Ya lo saben, pues: el socialismo gobernante es el adulto responsable y racional, el independentismo es el menor de edad irresponsable y emocional. En los medios públicos catalanes ya se habla del procés (cuando se habla) con el mismo tono con el que se describe un accidente doméstico, y todo siguiendo la línea marcada por Salvador Illa cuando era jefe de la oposición (cuando, literalmente, decía que “TV3 no cumple los objetivos de cohesionar Catalunya”). El resultado no son unos medios más cohesionadores, sino unos medios que van perdiendo temple y alma. Y es que no se puede cohesionar nada prescindiendo, como decía, del pensamiento de la mitad a la que se intenta cohesionar. No funcionará. De hecho, ya no funciona.

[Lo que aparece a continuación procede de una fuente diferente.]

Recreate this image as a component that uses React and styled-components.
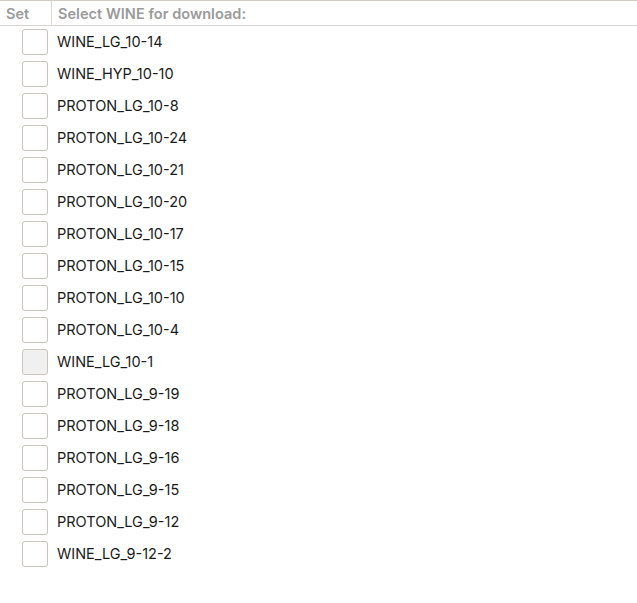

El trato a los exiliados y a los encarcelados es otro capítulo de cinismo político. Una parte del socialismo habla de ellos con una compasión casi ornamental, como quien habla de un familiar lejano que se ha complicado la vida por culpa de sus ideas o sus tendencias al vicio. Pero los hechos son tozudos: todavía hoy ser independentista puede llevarte a juicio, a la ruina o a la cárcel. No es una metáfora, es un régimen jurídico. Y es también una clasificación civil de la que los socialistas hablaban no hace tantos años: catalanes de primera y catalanes de segunda. Ahora ha quedado claro que los de segunda han sido siempre los que deben vigilar qué firman, qué proclaman y qué dicen.
Me lo advirtió un joven socialista hace dos años en un acto donde coincidimos, poco antes del pacto Collboni-PP: “Nos lo habéis hecho pasar tan mal que ahora no tendremos ningún tipo de escrúpulo”. Evidentemente, lo dijo en nombre del diálogo, la concordia y la convivencia entre todos los pueblos de España.